La inclinación, tampoco exenta de escrúpulos en su caso, a distinguir entre lo popular y lo populista atraviesa el libro de manera estimulante, dispersa y embrionaria. Tabbia está cerca de todo aquello sobre lo que discurre sin que por ello el objeto al que se acerca quede eclipsado como tal. La cercanía afectiva se manifiesta a menudo mediante la distancia retórica de la ironía no exenta de condescendiente perfidia. Pese a ello -pero también debido a ese mismo- impulso que enaltece el propio narcisismo se disfruta leer su referencia al “anodino” Gregory Peck, o que mire a La historia oficial como una weepie, esas películas pensadas por Hollywood para hacer llorar a las mujeres.
O que vea en una voz en off de La guerra gaucha el anticipo de procedimientos utilizados por Joseph Losey y Marguerite Duras.
O que nos contagie las ganas impostergables de ver alguna de las primeras películas de Arturo Mom (Monte criollo, Palermo).
O que rastree en La fiesta de todos “la continuidad profunda de ciertas formas de entretenimiento populista más allá de los aparentes puntos de inicio y final del Proceso”.
Al propio Tabbia, que la llevó a cabo, y a Cozarinsky, que decidió incluirla, debemos agradecer la entrevista a Serge Daney sobre cine argentino que sirve, aún hoy entre nosotros, para despejar dudas, combatir cegueras estéticas e ideológicas sobre paradigmas cinematográficos nacionales, y darse cuenta de que, así como las películas de Armando Bó continúan estando más vivas que las de Leopoldo Torre Nilsson, las mejores películas de Campusano sobrevivirán a las de sus contemporáneos.
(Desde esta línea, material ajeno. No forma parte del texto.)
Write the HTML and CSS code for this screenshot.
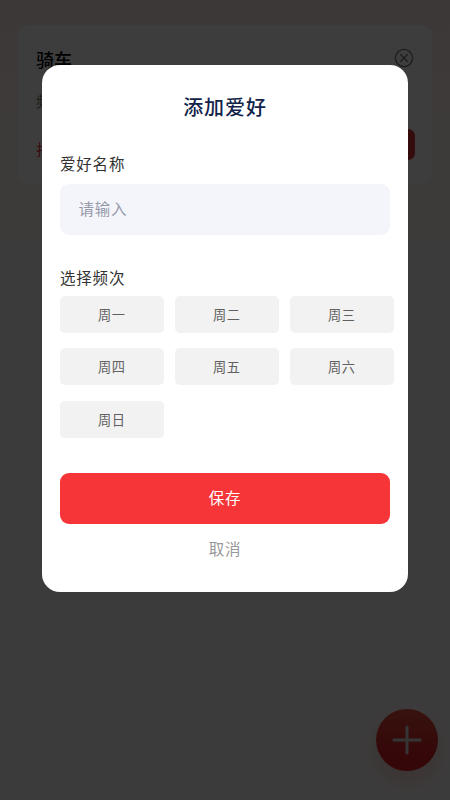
FILE: index.html
```html
<!DOCTYPE html>
<html lang="zh-CN">
<head>
<meta charset="utf-8">
<meta name="viewport" content="width=device-width, initial-scale=1">
<title>添加爱好</title>
<link rel="stylesheet" href="styles.css">
</head>
<body>
<main class="page">
  <section class="card">
    <div class="card-head">
      <h2 class="card-title">骑车</h2>
      <svg class="close" viewBox="0 0 20 20" fill="none" stroke="#777" stroke-width="1.3"><circle cx="10" cy="10" r="8.6"/><path d="M6.3 6.3l7.4 7.4M13.7 6.3l-7.4 7.4"/></svg>
    </div>
    <p class="card-freq">频次</p>
    <div class="card-foot"><span class="status">打卡</span><span class="check"></span></div>
  </section>
</main>
<div class="fab"><svg viewBox="0 0 62 62" stroke="#ddd" stroke-width="3" stroke-linecap="round"><path d="M31 18v26M18 31h26"/></svg></div>
<div class="overlay">
  <form class="modal">
    <h1 class="title">添加爱好</h1>
    <label class="label" for="name">爱好名称</label>
    <input class="input" id="name" type="text" placeholder="请输入">
    <div class="label label-freq">选择频次</div>
    <div class="days">
      <button type="button" class="day">周一</button>
      <button type="button" class="day">周二</button>
      <button type="button" class="day">周三</button>
      <button type="button" class="day">周四</button>
      <button type="button" class="day">周五</button>
      <button type="button" class="day">周六</button>
      <button type="button" class="day">周日</button>
    </div>
    <button type="button" class="save">保存</button>
    <button type="button" class="cancel">取消</button>
  </form>
</div>
</body>
</html>
```
FILE: styles.css
```css
* { box-sizing: border-box; }
body {
  margin: 0;
  height: 800px;
  overflow: hidden;
  font-family: "Noto Sans CJK SC", sans-serif;
  background: linear-gradient(#ffe9e7 0, #fff0ec 80px, #f9f7f1 150px, #f9f7f1 235px, #faf5f5 245px, #faf5f5 600px, #f9f7f7 800px);
}
button, input { font-family: inherit; border: 0; padding: 0; margin: 0; }
.page { padding: 25px 18px; }
.card {
  height: 158px;
  padding: 21px 18px 0;
  border-radius: 9px;
  background: #fff;
}
.card-head { display: flex; justify-content: space-between; height: 24px; }
.card-title { margin: 0; font-size: 18px; line-height: 26px; font-weight: 500; color: #000; }
.close { width: 20px; height: 20px; margin: 2px 0 0; }
.card-freq { margin: 20px 0 0; font-size: 15px; line-height: 22px; color: #777; }
.card-foot { display: flex; justify-content: space-between; align-items: center; margin-top: 17px; height: 31px; }
.status { margin-top: 8px; font-size: 15px; line-height: 20px; color: #f43537; }
.check { width: 75px; height: 31px; margin-right: -1px; border-radius: 7px; background: #e03030; }
.fab {
  position: absolute;
  left: 376.4px;
  top: 709.4px;
  width: 62px;
  height: 62px;
  border-radius: 50%;
  background: linear-gradient(#e45040, #dc2024 70%);
  box-shadow: 0 10px 22px rgba(244, 53, 55, .2);
}
.fab svg { display: block; width: 62px; height: 62px; }
.overlay {
  position: absolute;
  inset: 0;
  display: flex;
  align-items: flex-start;
  justify-content: center;
  padding-top: 65.4px;
  background: rgba(0, 0, 0, .76);
}
.modal {
  display: flex;
  flex-direction: column;
  width: 366.5px;
  height: 527px;
  padding: 27px 18.25px 0;
  border-radius: 18px;
  background: #fff;
}
.title {
  margin: 0;
  font-size: 20px;
  line-height: 30px;
  font-weight: 500;
  letter-spacing: .9px;
  text-align: center;
  color: #12234a;
}
.label { margin-top: 29px; font-size: 15.5px; line-height: 24px; letter-spacing: .8px; color: #333; }
.input {
  width: 100%;
  height: 51px;
  margin-top: 8.6px;
  padding: 0 18.5px 3px;
  border-radius: 9px;
  background: #f4f5fb;
  font-size: 15.5px;
  letter-spacing: .7px;
  outline: none;
}
.input::placeholder { color: #9699a9; opacity: 1; }
.label-freq { margin-top: 30px; }
.days {
  display: grid;
  grid-template-columns: repeat(3, 103.5px);
  grid-auto-rows: 37px;
  gap: 15.5px 11.5px;
  margin-top: 7px;
}
.day {
  border-radius: 5px;
  background: #f2f2f2;
  font-size: 13.2px;
  letter-spacing: .6px;
  color: #606060;
}
.save {
  height: 51px;
  margin-top: 35px;
  padding-bottom: 2px;
  border-radius: 9px;
  background: #f53537;
  color: #fff;
  font-size: 15.5px;
  letter-spacing: .7px;
}
.cancel {
  height: 30px;
  margin-top: 9px;
  background: none;
  color: #999;
  font-size: 15.5px;
  letter-spacing: .7px;
}
```
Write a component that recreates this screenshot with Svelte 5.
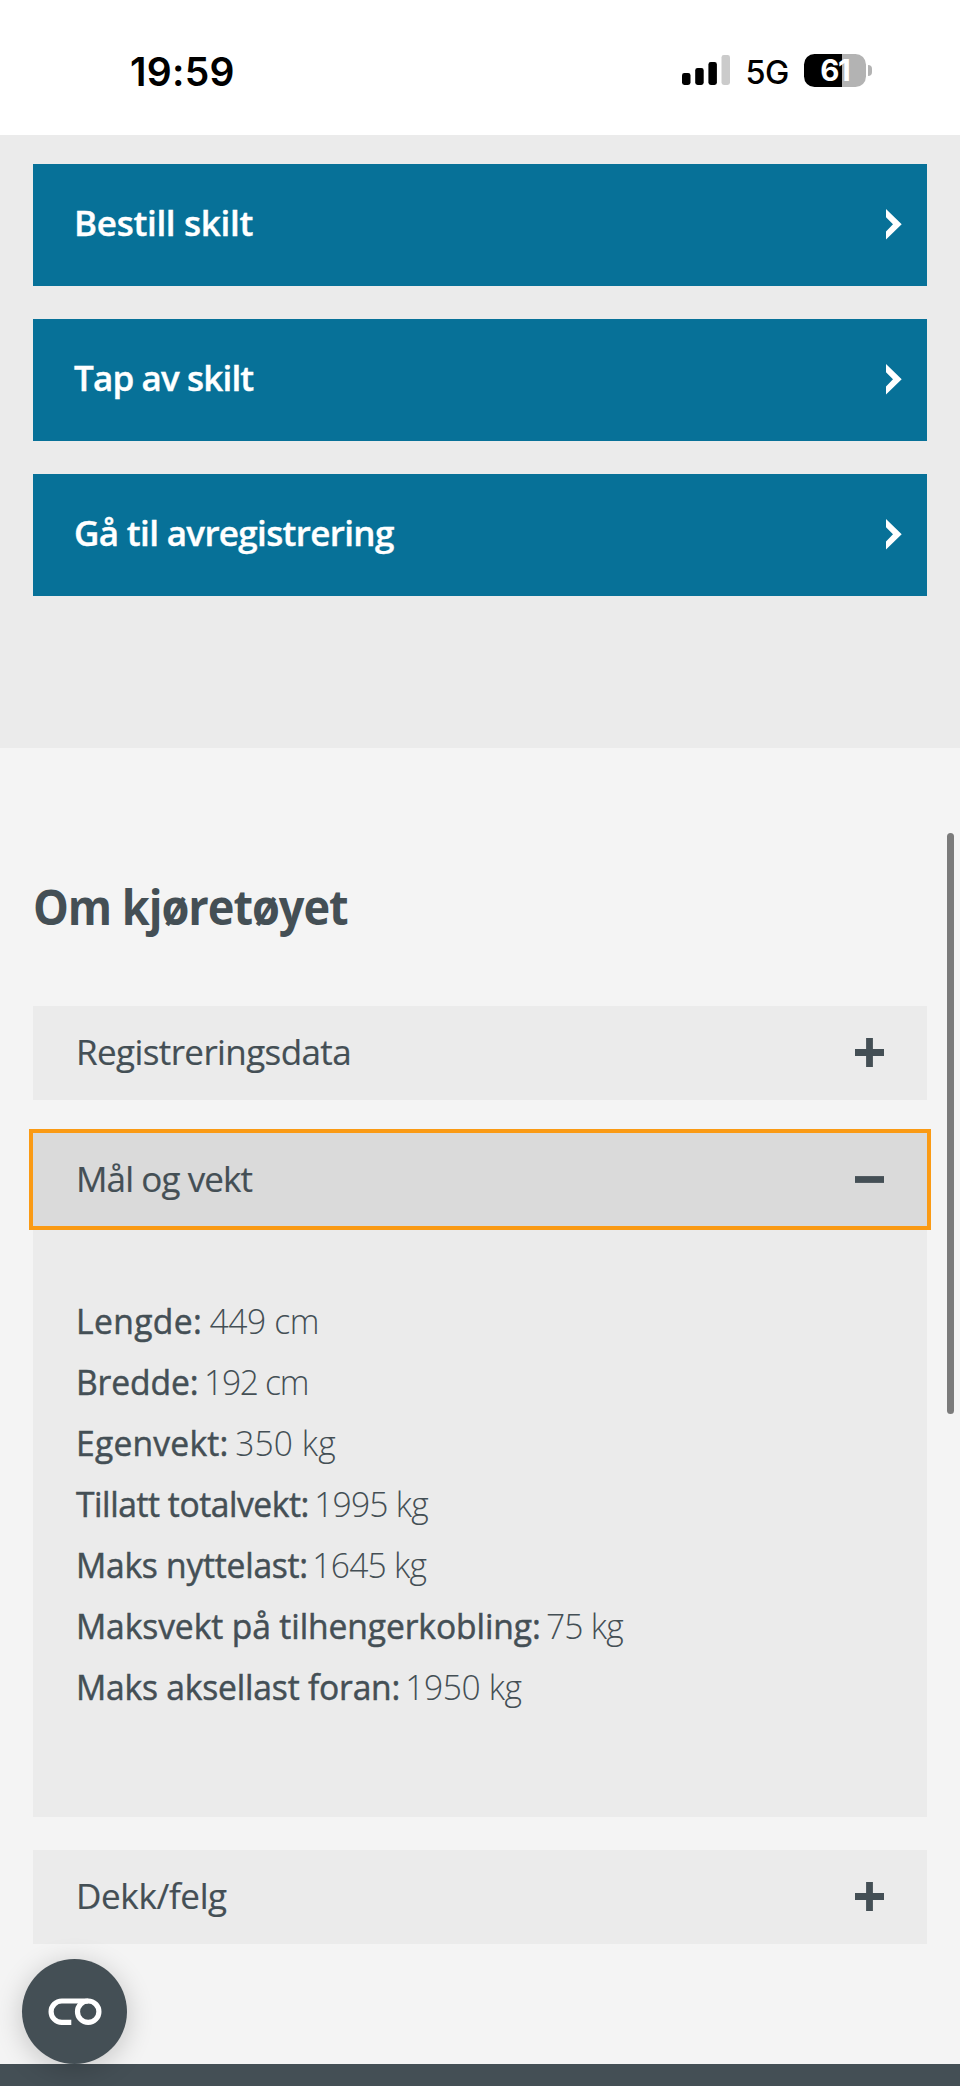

Queda por ver cuál es la versión de la historia contra la que estas notas esbozan la suya.
(*) Las palabras fueron destacadas por el autor de esta crítica.
NOTAS para una contrahistoria del CINE ARGENTINO, de Alberto Tabbia. Selección y prólogo: Edgardo Cozarinsky. 30° Festival Internacional de Cine de Mar del Plata.